**Your objective**: Lift out each line of the data that holds "this".

* begin Source data *

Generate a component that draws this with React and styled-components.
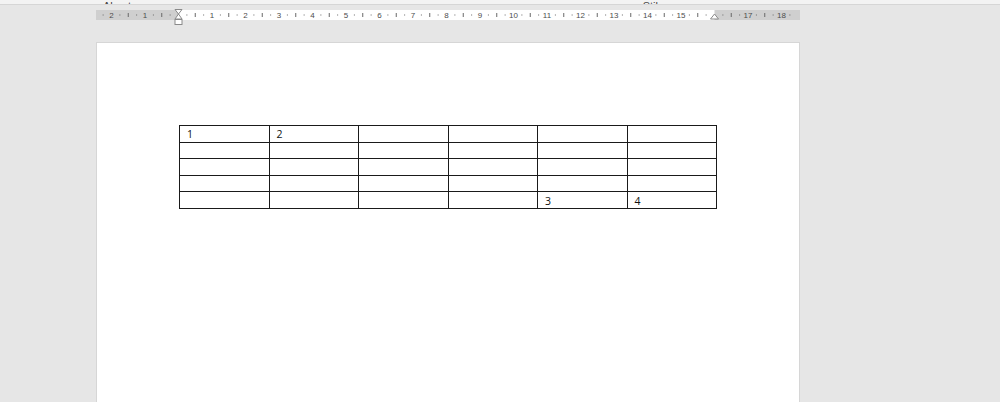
import React from 'react';
import styled, { createGlobalStyle } from 'styled-components';

const GlobalStyle = createGlobalStyle`
  html, body {
    margin: 0;
    padding: 0;
    background: #e6e6e6;
    overflow: hidden;
  }
  body {
    font-family: "Liberation Sans", Arial, sans-serif;
  }
`;

const Window = styled.div`
  display: flex;
  flex-direction: column;
  height: 402px;
  overflow: hidden;
`;

const RibbonEdge = styled.div`
  height: 4px;
  background: #f3f3f3;
  border-bottom: 1px solid #d6d6d6;
  overflow: hidden;
  display: flex;
  align-items: flex-end;
`;

const GroupLabel = styled.span`
  font-size: 11px;
  line-height: 11px;
  color: #444;
  margin-bottom: -8px;
  margin-left: ${(p) => p.$left}px;
  flex: none;
`;

const RulerBar = styled.div`
  margin: 4px 0 0 96px;
  height: 17px;
  width: 704px;
`;

const Page = styled.div`
  margin: 16px 0 0 96px;
  width: 704px;
  flex: 1;
  background: #fff;
  border: 1px solid #d6d6d6;
  border-bottom: none;
  padding: 82px 0 0 82px;
  box-sizing: border-box;
`;

const Table = styled.table`
  border-collapse: collapse;
  table-layout: fixed;
  width: 538px;
  font-family: "Open Sans", "Liberation Sans", sans-serif;
  font-size: 10.5px;
  color: #111;
`;

const Cell = styled.td`
  border: 1px solid #1a1a1a;
  height: 16.6px;
  padding: 1px 0 0 7px;
  line-height: 14px;
  vertical-align: middle;
  box-sizing: border-box;
`;

const CM = 33.5;
const ZERO = 82.5;

const Ruler = () => {
  const marks = [];
  for (let q = -10; q <= 74; q++) {
    const x = ZERO + (q / 4) * CM;
    if (x < 2 || x > 702) continue;
    if (q === 0 || q === 64) continue;
    if (q % 4 === 0) {
      marks.push(
        <text key={q} x={x} y={9} textAnchor="middle" fontSize="8" fill="#4d4d4d" fontFamily="Liberation Sans, Arial, sans-serif">
          {Math.abs(q / 4)}
        </text>
      );
    } else if (q % 2 === 0) {
      marks.push(<rect key={q} x={x - 0.5} y={4} width={1} height={4} fill="#6a6a6a" />);
    } else {
      marks.push(<rect key={q} x={x - 0.5} y={5.5} width={1} height={1} fill="#6a6a6a" />);
    }
  }
  const right = ZERO + 16 * CM;
  return (
    <svg width="704" height="17" viewBox="0 0 704 17">
      <rect x="0" y="1" width="704" height="10" fill="#cfcfcf" />
      <rect x={ZERO} y="1" width={right - ZERO} height="10" fill="#ffffff" />
      {marks}
      <path d={`M${ZERO - 3.5} 0.5 H${ZERO + 3.5} L${ZERO} 5 Z`} fill="#fff" stroke="#8a8a8a" strokeWidth="1" />
      <path d={`M${ZERO} 5 L${ZERO + 3.5} 10 H${ZERO - 3.5} Z`} fill="#fff" stroke="#8a8a8a" strokeWidth="1" />
      <rect x={ZERO - 3.5} y="10.5" width="7" height="5" fill="#fff" stroke="#8a8a8a" strokeWidth="1" />
      <path d={`M${right} 5 L${right + 4} 10 H${right - 4} Z`} fill="#fff" stroke="#8a8a8a" strokeWidth="1" />
    </svg>
  );
};

const rows = [
  ['1', '2', '', '', '', ''],
  ['', '', '', '', '', ''],
  ['', '', '', '', '', ''],
  ['', '', '', '', '', ''],
  ['', '', '', '', '3', '4'],
];

const App = () => {
  return (
    <Window>
      <GlobalStyle />
      <RibbonEdge>
        <GroupLabel $left={0}>⌟</GroupLabel>
        <GroupLabel $left={98}>Absatz</GroupLabel>
        <GroupLabel $left={93}>⌟</GroupLabel>
        <GroupLabel $left={408}>Stile</GroupLabel>
      </RibbonEdge>
      <RulerBar>
        <Ruler />
      </RulerBar>
      <Page>
        <Table>
          <tbody>
            {rows.map((r, i) => (
              <tr key={i}>
                {r.map((c, j) => (
                  <Cell key={j}>{c}</Cell>
                ))}
              </tr>
            ))}
          </tbody>
        </Table>
      </Page>
    </Window>
  );
};

export default App;
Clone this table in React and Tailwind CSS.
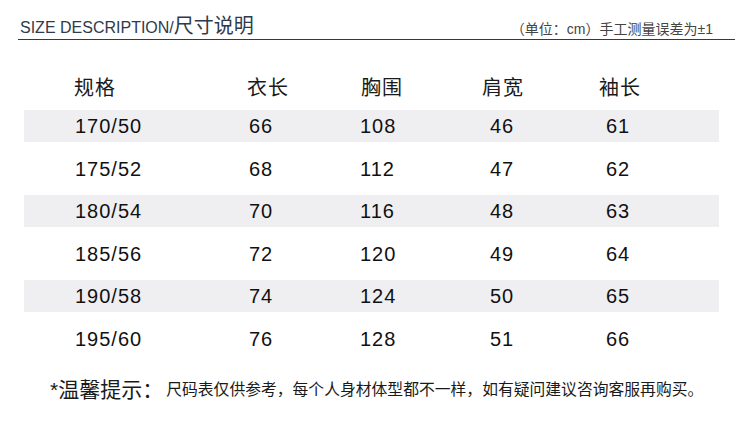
import React from "react";

const rows = [
  ["170/50", "66", "108", "46", "61"],
  ["175/52", "68", "112", "47", "62"],
  ["180/54", "70", "116", "48", "63"],
  ["185/56", "72", "120", "49", "64"],
  ["190/58", "74", "124", "50", "65"],
  ["195/60", "76", "128", "51", "66"],
];

const font = { fontFamily: '"Liberation Sans", "Noto Sans CJK SC", sans-serif' };

export default function App() {
  return (
    <div className="w-[750px] h-[436px] bg-white overflow-hidden" style={font}>
      {/* header */}
      <div className="ml-[18px] mr-[15px] h-[40px] border-b border-[#2f3a4b] flex items-end justify-between">
        <div className="pl-[2px] text-[#2e3a4d] leading-[20px] whitespace-nowrap mb-[1px]">
          <span className="text-[16px]">SIZE DESCRIPTION/</span>
          <span className="text-[20px]">尺寸说明</span>
        </div>
        <div className="text-[14px] leading-[18px] text-[#444] pr-[22px] whitespace-nowrap mb-[1px]">
          （单位：cm）手工测量误差为±1
        </div>
      </div>

      {/* table */}
      <div className="mt-[25px] ml-[24px] w-[695px]">
        <div className="h-[45px] flex items-center text-[20px] tracking-[1px] text-[#1a1a1a] pl-[50px]">
          <div className="w-[173px]">规格</div>
          <div className="w-[114px]">衣长</div>
          <div className="w-[121px]">胸围</div>
          <div className="w-[117px]">肩宽</div>
          <div className="flex-1">袖长</div>
        </div>
        {rows.map((r, i) => (
          <div key={i} className="h-[42.5px]">
            <div
              className={
                "h-[32px] flex items-center text-[20px] tracking-[1px] text-[#111] pl-[50px] " +
                (i % 2 === 0 ? "bg-[#efeff1]" : "bg-white")
              }
            >
              <div className="w-[173px] pl-[1px]">{r[0]}</div>
              <div className="w-[114px] pl-[2px]">{r[1]}</div>
              <div className="w-[121px] -ml-[1px]">{r[2]}</div>
              <div className="w-[117px] pl-[9px]">{r[3]}</div>
              <div className="flex-1 pl-[8px]">{r[4]}</div>
            </div>
          </div>
        ))}
      </div>

      {/* footer */}
      <div className="mt-[11px] ml-[50px] flex items-center whitespace-nowrap text-[#1a1a1a]">
        <span className="text-[21px] leading-[28px]">*温馨提示：</span>
        <span className="text-[15.8px] leading-[28px] ml-[3px]">
          尺码表仅供参考，每个人身材体型都不一样，如有疑问建议咨询客服再购买。
        </span>
      </div>
    </div>
  );
}
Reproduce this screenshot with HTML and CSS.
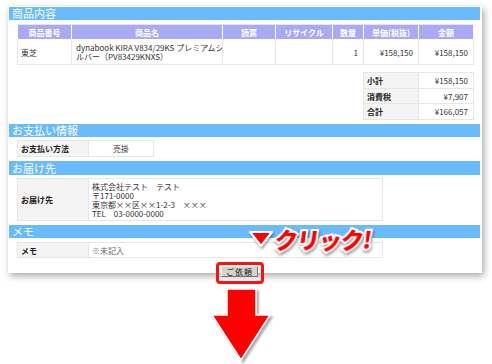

* end Source data *

**Finished task**:
Generate a component that draws this with React and styled-components.
Clone this table in React and Tailwind CSS.
Reproduce this screenshot with HTML and CSS.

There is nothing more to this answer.